To define the Host not reporting condition criteria:

  1. Follow standard procedures to create an infrastructure condition.
  2. Select Host not reporting as the Alert type.
  3. Define the Critical threshold for triggering the notification: minimum 5 minutes, maximum 60 minutes.
  4. Enable 'Don't trigger alerts for hosts that perform a clean shutdown' option, if you want to prevent false alerts when you have hosts set to shut down via command line.
    Currently this feature is supported on all Windows systems and Linux systems using systemd. Alternatively, you can add the hostStatus: shutdown tag to your host along with checking the option mentioned above. This will stop all Host Not Reporting violations from opening for that host, as long as that tag is on it, regardless of agent version or OS. Removing the tag will allow the system to open Host Not Reporting violations for that host again.

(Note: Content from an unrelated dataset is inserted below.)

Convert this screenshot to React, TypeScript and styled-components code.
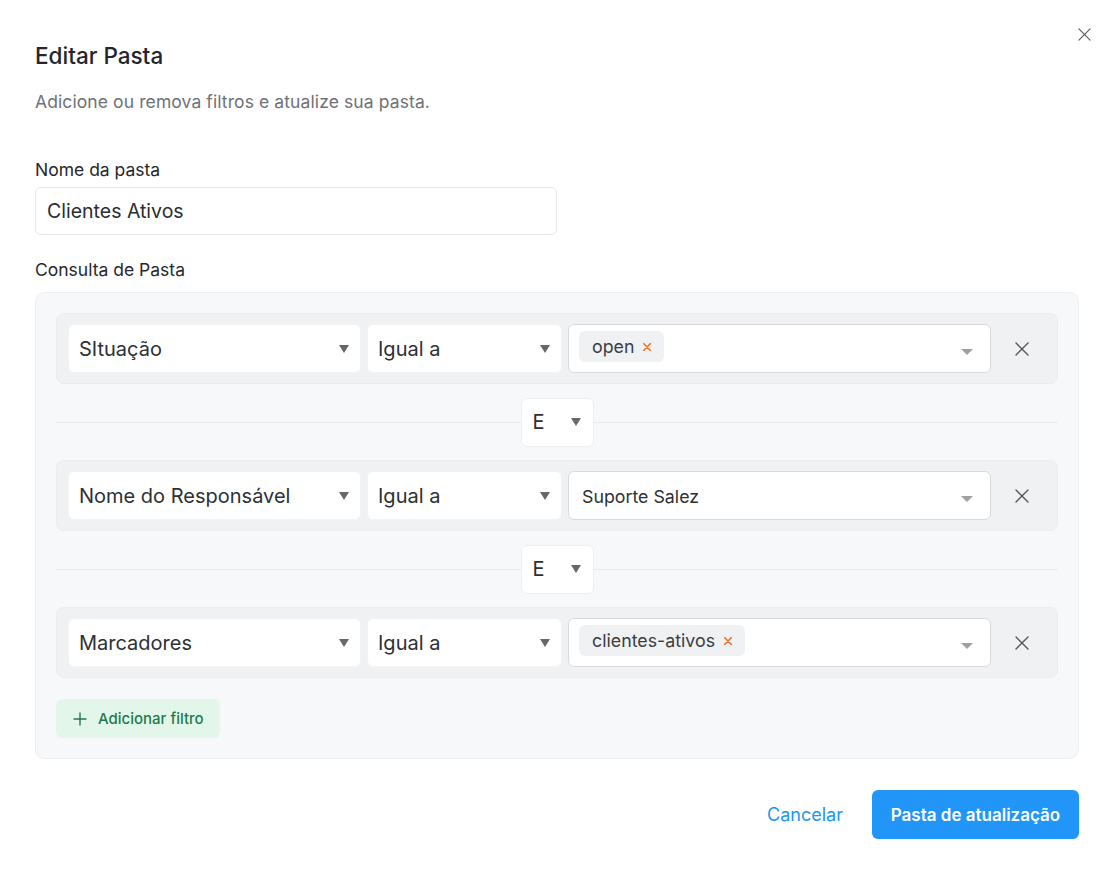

Depending on the policy's incident preferences, it will define which notification channels to use when the defined Critical threshold for the condition passes. To avoid "false positives," the host must stop reporting for the entire time period before a violation is opened.

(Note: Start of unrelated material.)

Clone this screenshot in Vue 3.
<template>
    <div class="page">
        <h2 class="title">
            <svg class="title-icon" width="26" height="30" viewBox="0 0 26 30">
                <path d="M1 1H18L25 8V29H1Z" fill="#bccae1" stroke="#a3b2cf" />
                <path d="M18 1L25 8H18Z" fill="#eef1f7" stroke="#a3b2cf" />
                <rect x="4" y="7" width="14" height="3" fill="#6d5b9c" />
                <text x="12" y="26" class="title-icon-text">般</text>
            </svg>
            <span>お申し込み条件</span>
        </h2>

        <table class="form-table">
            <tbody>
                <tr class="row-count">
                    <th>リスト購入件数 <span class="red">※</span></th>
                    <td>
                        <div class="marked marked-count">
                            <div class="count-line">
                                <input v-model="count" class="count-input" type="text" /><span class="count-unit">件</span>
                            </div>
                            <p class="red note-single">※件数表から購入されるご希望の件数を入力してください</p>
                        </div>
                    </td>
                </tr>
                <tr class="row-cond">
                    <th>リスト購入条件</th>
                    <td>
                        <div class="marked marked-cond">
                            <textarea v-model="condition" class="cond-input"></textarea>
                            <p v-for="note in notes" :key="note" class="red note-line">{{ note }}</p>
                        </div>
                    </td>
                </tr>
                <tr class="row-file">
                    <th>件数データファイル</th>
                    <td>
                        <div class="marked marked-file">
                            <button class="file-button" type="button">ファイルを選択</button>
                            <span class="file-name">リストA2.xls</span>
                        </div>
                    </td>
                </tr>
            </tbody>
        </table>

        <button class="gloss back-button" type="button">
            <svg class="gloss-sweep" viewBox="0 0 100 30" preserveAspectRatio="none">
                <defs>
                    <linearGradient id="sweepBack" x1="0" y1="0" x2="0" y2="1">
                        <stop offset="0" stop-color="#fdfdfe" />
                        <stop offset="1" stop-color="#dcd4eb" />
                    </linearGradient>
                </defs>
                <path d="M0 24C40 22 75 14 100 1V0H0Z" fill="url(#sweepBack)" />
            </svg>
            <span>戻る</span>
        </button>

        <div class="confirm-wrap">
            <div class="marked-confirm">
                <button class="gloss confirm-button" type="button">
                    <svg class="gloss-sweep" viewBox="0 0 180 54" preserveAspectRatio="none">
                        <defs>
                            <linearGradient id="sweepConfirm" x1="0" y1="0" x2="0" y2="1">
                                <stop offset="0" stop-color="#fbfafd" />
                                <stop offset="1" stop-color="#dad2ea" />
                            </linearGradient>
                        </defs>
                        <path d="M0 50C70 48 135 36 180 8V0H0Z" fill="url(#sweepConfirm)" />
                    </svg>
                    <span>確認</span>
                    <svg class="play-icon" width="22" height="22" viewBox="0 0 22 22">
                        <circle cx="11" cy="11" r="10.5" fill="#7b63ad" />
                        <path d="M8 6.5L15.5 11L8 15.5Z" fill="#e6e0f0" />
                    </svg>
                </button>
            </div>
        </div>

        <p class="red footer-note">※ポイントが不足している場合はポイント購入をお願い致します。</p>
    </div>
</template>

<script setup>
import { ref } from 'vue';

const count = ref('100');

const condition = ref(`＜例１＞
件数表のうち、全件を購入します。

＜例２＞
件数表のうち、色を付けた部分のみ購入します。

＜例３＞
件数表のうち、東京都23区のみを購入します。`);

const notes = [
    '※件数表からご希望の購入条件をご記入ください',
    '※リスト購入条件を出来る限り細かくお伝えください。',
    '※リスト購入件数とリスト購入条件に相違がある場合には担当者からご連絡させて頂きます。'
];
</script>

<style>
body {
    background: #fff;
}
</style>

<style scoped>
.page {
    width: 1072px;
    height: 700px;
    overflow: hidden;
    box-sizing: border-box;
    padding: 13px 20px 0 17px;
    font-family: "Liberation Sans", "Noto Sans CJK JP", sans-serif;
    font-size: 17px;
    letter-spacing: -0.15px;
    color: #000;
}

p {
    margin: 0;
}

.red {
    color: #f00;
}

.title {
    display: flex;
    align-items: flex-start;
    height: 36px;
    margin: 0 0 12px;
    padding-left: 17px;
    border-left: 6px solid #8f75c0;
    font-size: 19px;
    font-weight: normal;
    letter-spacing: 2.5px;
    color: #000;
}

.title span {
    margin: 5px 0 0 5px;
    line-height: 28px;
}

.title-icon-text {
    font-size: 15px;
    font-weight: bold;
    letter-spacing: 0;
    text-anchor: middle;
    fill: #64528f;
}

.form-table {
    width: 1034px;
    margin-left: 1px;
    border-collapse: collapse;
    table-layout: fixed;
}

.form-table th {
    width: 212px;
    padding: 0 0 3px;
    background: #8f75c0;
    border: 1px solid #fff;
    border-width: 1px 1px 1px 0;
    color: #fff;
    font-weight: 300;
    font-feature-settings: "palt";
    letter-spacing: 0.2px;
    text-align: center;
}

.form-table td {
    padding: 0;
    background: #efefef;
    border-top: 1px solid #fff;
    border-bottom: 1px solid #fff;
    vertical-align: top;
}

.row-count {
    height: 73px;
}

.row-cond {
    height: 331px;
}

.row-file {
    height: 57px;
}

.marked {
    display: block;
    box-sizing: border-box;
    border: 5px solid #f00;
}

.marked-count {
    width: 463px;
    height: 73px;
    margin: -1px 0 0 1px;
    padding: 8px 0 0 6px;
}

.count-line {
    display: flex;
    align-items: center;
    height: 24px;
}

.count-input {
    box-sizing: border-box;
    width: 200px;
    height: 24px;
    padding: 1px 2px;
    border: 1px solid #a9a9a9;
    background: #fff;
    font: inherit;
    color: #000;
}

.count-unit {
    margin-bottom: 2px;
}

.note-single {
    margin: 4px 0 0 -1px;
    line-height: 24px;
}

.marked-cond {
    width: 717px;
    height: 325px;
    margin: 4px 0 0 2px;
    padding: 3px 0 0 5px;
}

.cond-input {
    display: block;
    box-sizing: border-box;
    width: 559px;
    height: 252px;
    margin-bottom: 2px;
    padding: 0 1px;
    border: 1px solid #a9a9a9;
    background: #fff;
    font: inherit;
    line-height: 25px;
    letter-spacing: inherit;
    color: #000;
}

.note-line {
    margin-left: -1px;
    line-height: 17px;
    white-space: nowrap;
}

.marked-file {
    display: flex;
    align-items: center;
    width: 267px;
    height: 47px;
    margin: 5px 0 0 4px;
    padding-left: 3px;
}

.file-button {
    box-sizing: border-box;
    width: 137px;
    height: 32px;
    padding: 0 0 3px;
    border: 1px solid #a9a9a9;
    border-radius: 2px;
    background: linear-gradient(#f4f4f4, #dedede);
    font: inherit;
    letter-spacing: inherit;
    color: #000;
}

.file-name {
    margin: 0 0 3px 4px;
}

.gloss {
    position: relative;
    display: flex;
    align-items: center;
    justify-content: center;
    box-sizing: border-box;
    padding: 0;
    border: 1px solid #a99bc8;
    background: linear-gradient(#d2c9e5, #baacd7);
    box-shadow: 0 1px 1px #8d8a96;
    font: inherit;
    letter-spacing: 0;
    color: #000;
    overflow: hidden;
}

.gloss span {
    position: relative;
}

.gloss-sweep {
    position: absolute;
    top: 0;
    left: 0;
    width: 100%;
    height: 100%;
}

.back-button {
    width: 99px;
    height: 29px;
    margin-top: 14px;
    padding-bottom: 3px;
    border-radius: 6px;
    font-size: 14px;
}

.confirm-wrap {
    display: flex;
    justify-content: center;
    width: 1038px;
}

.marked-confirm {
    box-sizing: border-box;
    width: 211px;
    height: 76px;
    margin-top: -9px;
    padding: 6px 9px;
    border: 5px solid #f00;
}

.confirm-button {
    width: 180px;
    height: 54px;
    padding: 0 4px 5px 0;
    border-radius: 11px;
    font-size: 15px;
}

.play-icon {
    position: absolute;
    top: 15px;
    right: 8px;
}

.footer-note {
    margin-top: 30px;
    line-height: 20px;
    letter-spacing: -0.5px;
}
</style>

Example: You create a condition to open a violation when any of the filtered set of hosts stop reporting data for seven minutes.

  • If any host stops reporting for five minutes, then resumes reporting, the condition does not open a violation.
  • If any host stops reporting for seven minutes, even if the others are fine, the condition does open a violation.

Investigate the problem

To further investigate why a host is not reporting data:

  1. Review the details in the email notification.
  2. Use the link from the email notification to monitor ongoing changes in your environment from Infrastructure monitoring's Events page. For example, use the Events page to help determine if a host disconnected right after a root user made a configuration change to the host.
  3. Optional: Use the email notification's Acknowledge link to verify you are aware of and taking ownership of the alerting incident.
  4. Use the email links to examine additional details in the Incident details page.

Intentional outages

We can distinguish between unexpected situations and planned situations with the option Don't trigger alerts for hosts that perform a clean shutdown. Use this option for situations such as:

  • Host has been taken offline intentionally.
  • Host has planned downtime for maintenance.
  • Host has been shut down or decommissioned.
  • Autoscaling hosts or shutting down instances in a cloud console.

We rely on Linux and Windows shutdown signals to flag a clean shutdown.

We've confirmed that these scenarios are detected by the agent:

  • AWS Auto-scaling event with EC2 instances that use systemd (Amazon Linux, CentOs/RedHat 7 and newer, Ubuntu 16 and newer, Suse 12 and newer, Debian 9 and newer)
  • User-initiated shutdown of Windows systems
  • User-initiated shutdown of Linux systems that use systemd (Amazon Linux, CentOs/RedHat 7 and newer, Ubuntu 16 and newer, Suse 12 and newer, Debian 9 and newer)

We know that these scenarios are not detected by the agent:

  • User-initiated shutdown of Linux systems that don't use systemd (CentOs/RedHat 6 and earlier, Ubuntu 14, Debian 8). This includes other modern Linux systems that still use Upstart or SysV init systems.
  • AWS Auto-scaling event with EC2 instances that don't use systemd (CentOs/RedHat 6 and earlier, Ubuntu 14, Debian 8). This includes other more modern Linux systems that still use Upstart or SysV init systems.